The type of antenna best suited for the individual sites of your network depends on the layout of the network and your requirements for signal level at each site. Proper network planning, including field signal measurements, should decide antenna types in the whole network. The plan will also determine what type of mast or pole should be used, where it should be located and where the antenna should be directed to.
The antenna pole or mast should be chosen with respect to antenna dimensions and weight, to ensure adequate stability. Follow the antenna manufacturer’s instructions during installation.
The antenna should never be installed close to potential sources of interference, especially electronic devices like computers or switching power supplies. A typical example of totally wrong placement is mount a whip antenna directly on top of the box containing all the industrial equipment which is supposed to communicate via RipEX, including all power supplies.
Only qualified personnel with authorisation to work at heights are entitled to install antennas on masts, roofs and walls of buildings. Do not install the antenna in the vicinity of electrical lines. The antenna and brackets should not come into contact with electrical wiring at any time.
The antenna and cables are electrical conductors. During installation electrostatic charges may build up which may lead to injury. During installation or repair work all open metal parts must be temporarily grounded.
The antenna and antenna feed line must be grounded at all times.
Do not mount the antenna in windy or rainy conditions or during a storm, or if the area is covered with snow or ice. Do not touch the antenna, antenna brackets or conductors during a storm.
The antenna feed line should be chosen so that its attenuation does not exceed 3 to 6 dB as a rule of thumb, see Chapter 3, Network planning. Use 50 Ω impedance cables only.
The shorter the feed line, the better. RipEX can be installed right next to the antenna and an ethernet cable can be used to connect it to the rest of the installation and to power the RipEX . An ethernet cable can also be used for other protocols utilising the serial port, see Advanced Configuration, Terminal server. This arrangement is recommended especially when the feed line would be very long otherwise (more than 15 meters) or the link is expected to operate with low fading margin.
Always follow the installation recommendations provided by the cable manufacturer (bend radius, etc.). Use suitable connectors and install them diligently.

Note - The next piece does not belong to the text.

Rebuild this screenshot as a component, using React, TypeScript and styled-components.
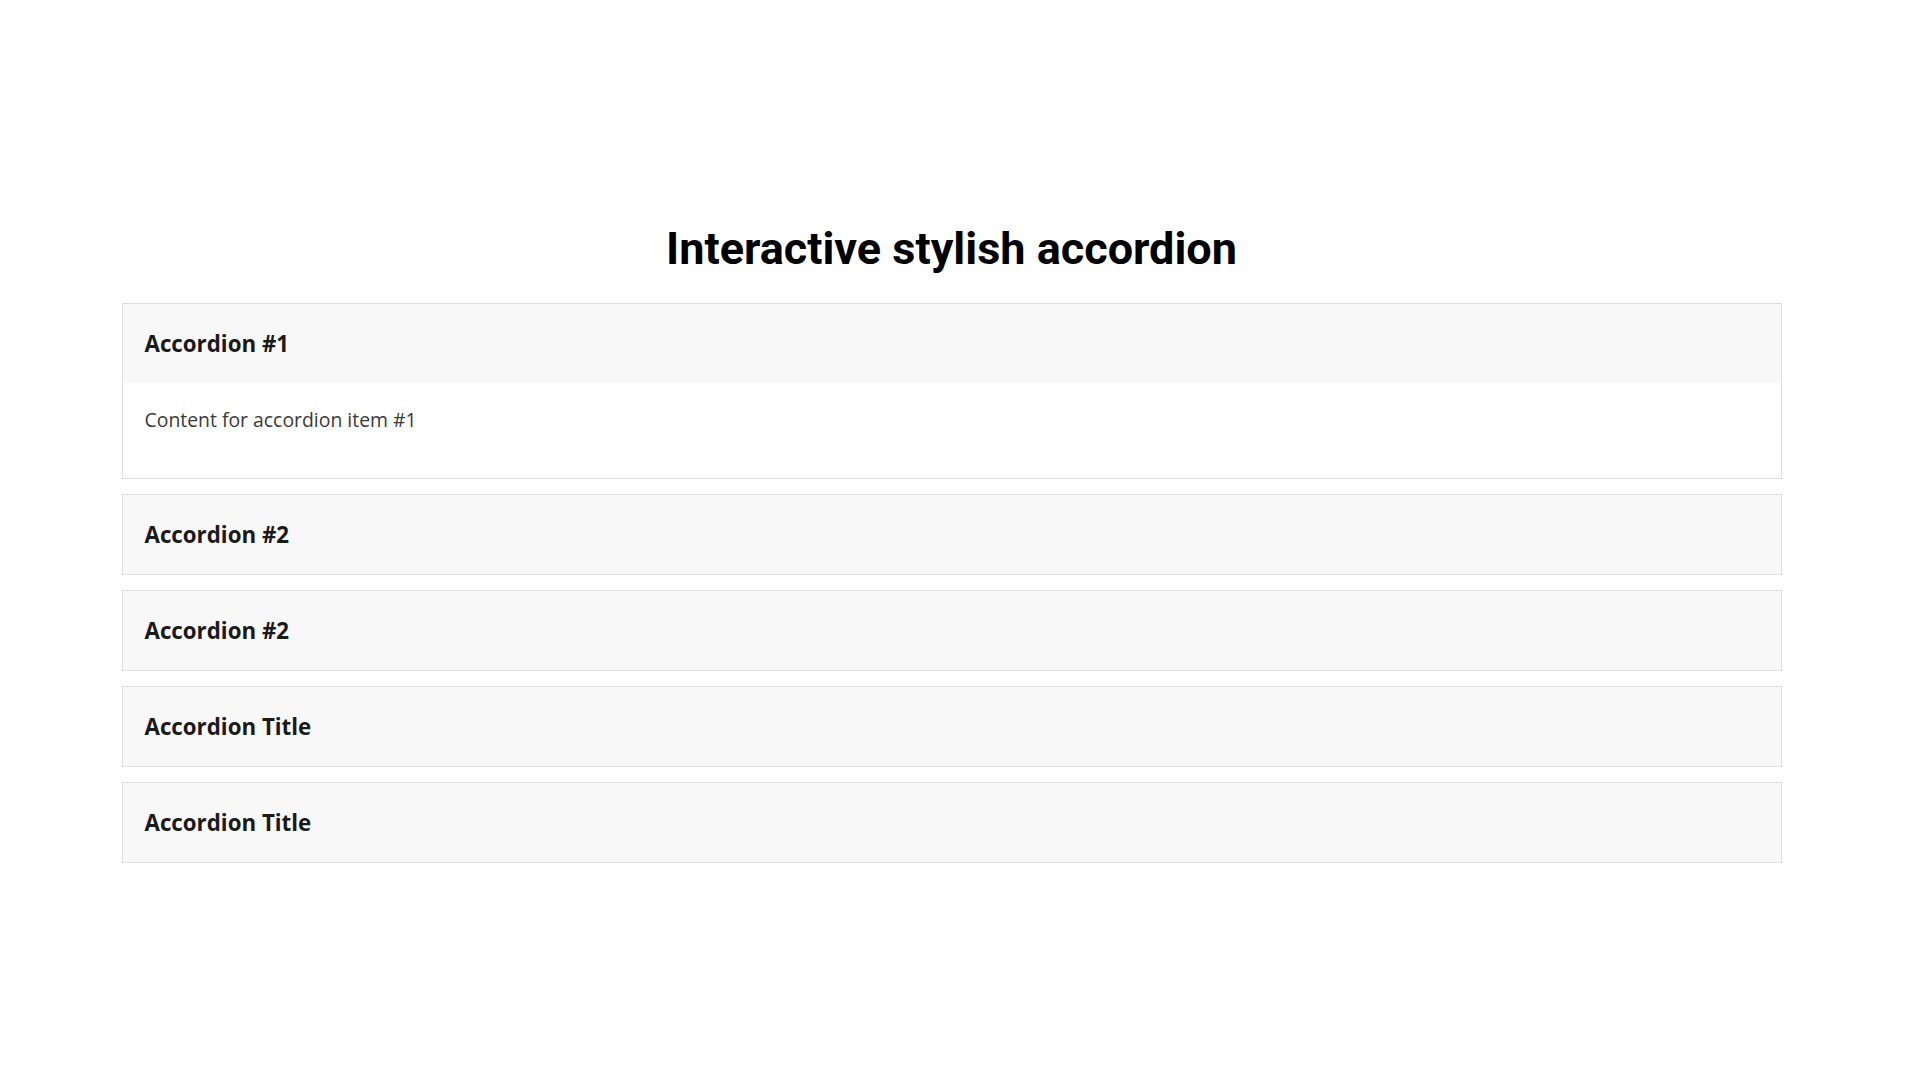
import React, { useState } from 'react';
import styled, { createGlobalStyle } from 'styled-components';

const GlobalStyle = createGlobalStyle`
  html, body {
    margin: 0;
    padding: 0;
    background: #ffffff;
  }
`;

const Page = styled.main`
  width: calc(100% - 17px);
  padding-top: 222px;
  padding-bottom: 120px;
`;

const Heading = styled.h1`
  margin: 0 0 28px;
  font-family: Roboto, 'Liberation Sans', sans-serif;
  font-size: 45px;
  line-height: 53px;
  font-weight: 700;
  color: #000;
  text-align: center;
`;

const List = styled.div`
  width: 1660px;
  margin: 0 auto;
  display: flex;
  flex-direction: column;
  gap: 15px;
`;

const Item = styled.section`
  border: 1px solid #dedede;
  background: #fff;
`;

const Header = styled.button`
  display: flex;
  align-items: center;
  width: 100%;
  height: 79px;
  padding: 0 22px;
  border: none;
  background: #f8f8f8;
  font-family: 'Open Sans', 'Noto Sans', sans-serif;
  font-size: 22.3px;
  line-height: 30px;
  font-weight: 700;
  color: #1a1a1a;
  text-align: left;
  cursor: pointer;
`;

const Body = styled.div`
  padding: 22px 22px 43px;
  font-family: 'Open Sans', 'Noto Sans', sans-serif;
  font-size: 19.4px;
  line-height: 30px;
  color: #3a3a3a;
`;

const items = [
  { title: 'Accordion #1', content: 'Content for accordion item #1' },
  { title: 'Accordion #2', content: 'Content for accordion item #2' },
  { title: 'Accordion #2', content: 'Content for accordion item #3' },
  { title: 'Accordion Title', content: 'Content for accordion item #4' },
  { title: 'Accordion Title', content: 'Content for accordion item #5' },
];

const App: React.FC = () => {
  const [open, setOpen] = useState<number | null>(0);

  return (
    <>
      <GlobalStyle />
      <Page>
        <Heading>Interactive stylish accordion</Heading>
        <List>
          {items.map((item, i) => (
            <Item key={i}>
              <Header onClick={() => setOpen(open === i ? null : i)}>{item.title}</Header>
              {open === i && <Body>{item.content}</Body>}
            </Item>
          ))}
        </List>
      </Page>
    </>
  );
};

export default App;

Poorly attached connectors increase interference and can cause link instability.
To minimise the odds of the transceiver and the connected equipment receiving any damage, a safety ground (NEC Class 2 compliant) should be used, which bonds the antenna system, transceiver, power supply, and connected data equipment to a single-point ground, keeping the ground leads short.
The RipEX radio modem is generally considered adequately grounded if the supplied flat mounting brackets are used to mount the radio modem to a properly grounded metal surface. If the radio modem is not mounted to a grounded surface, you should attach a safety ground wire to one of the mounting brackets or a screw on the radio modem’s casing.
A lightning protector should be used where the antenna cable enters the building. Connect the protector to the building grounding, if possible. All grounds and cabling must comply with the applicable codes and regulations.
RipEX uses standard connectors. Use only standard counterparts to these connectors.
You will find the connectors’ pin-outs in chapter Section 4.2, “Connectors”.
We do not recommend switching on the RipEX’s power supply before connecting the antenna and other devices. Connecting the RTU and other devices to RipEX while powered increases the likelihood of damage due to the discharge of difference in electric potentials.
RipEX may be powered from any well-filtered 10 to 30 VDC power source. The supply must be capable of providing the required input for the projected RF output. The power supply must be sufficiently stable so that voltage doesn’t drop when switching from receiving to transmission, which takes less than 1.5 ms. To avoid radio channel interference, the power supply must meet all relevant EMC standards. Never install a power supply close to the antenna. Maximal supply cable length is 3 m.